An extremely soft atmosphere surrounds the personal and social life of the clients. The effect also relies on the use of fine fabrics for the walls, like cashmere and silk, or for the floors, decorated by carpets at various points. The one at the main entrance covers a large portion of the wooden cladding, and has been designed by Burdi with a gradual shading of color, from silver to intense charcoal at the edges.

The house features the presence of works of art, chosen by Burdi in galleries and showrooms in London, Paris and New York. There are pieces by Donald Judd and Vincent Dubourg from the 20th century, and a work placed directly inside the fireplace, with its sculptural image free of mantles: a series of jagged forms in bronze, resembling a small mountain range flooded with flames, when in use, or sharply outlined at other times.

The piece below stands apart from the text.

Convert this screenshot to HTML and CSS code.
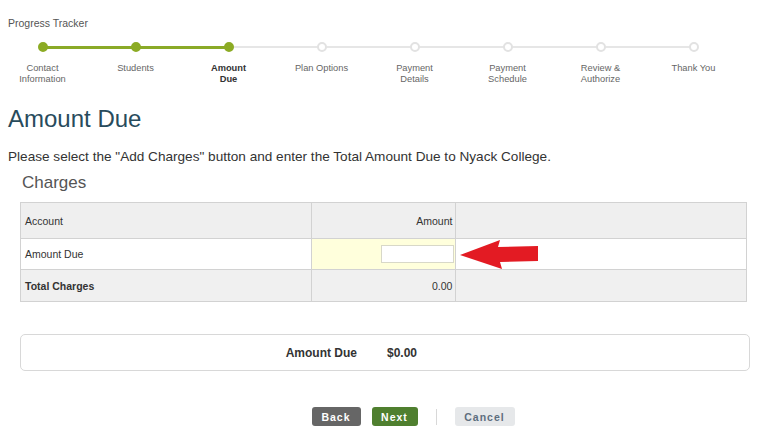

It should come as no surprise that statuary elements are even found in the architecture, approached as the loftiest dimension of the residence. For example, the large hall is made with a portal of over 4 meters. And the staircase in stone, sculpted by hand, winds in a spiral across three levels, its sinuous curves embracing a suspension lamp in ground glass descending for nine meters from the ceiling. Created with the Canadian lighting designer Matthew McCormick, the enormous luminous presence is composed of convex pieces of glass inserted with the same technique utilized for setting precious gemstones into jewelry.

Two adjacent spaces, the solarium and the dining room, have been formulated for greater privacy, separated only by a series of doors in molded glass made to measure by Jeff Goodman Studio. The first is a glass box that contains limited-edition furnishings and four potted trees, in visual contact with the external wall covered with climbing plants.

The second is equipped with sound-absorbing walls, four personalized cabinets reflecting a Chinese influence, and a lighting system built into the ceiling that becomes a focal point.

There are no moments of hesitation in the excellent choice of materials and finishes. Even in the kitchen, featuring a worktop in translucent quartzite, or in the bedrooms, with facings in brushed Baltic pine and a French blue color for the walls, chairs and sheets.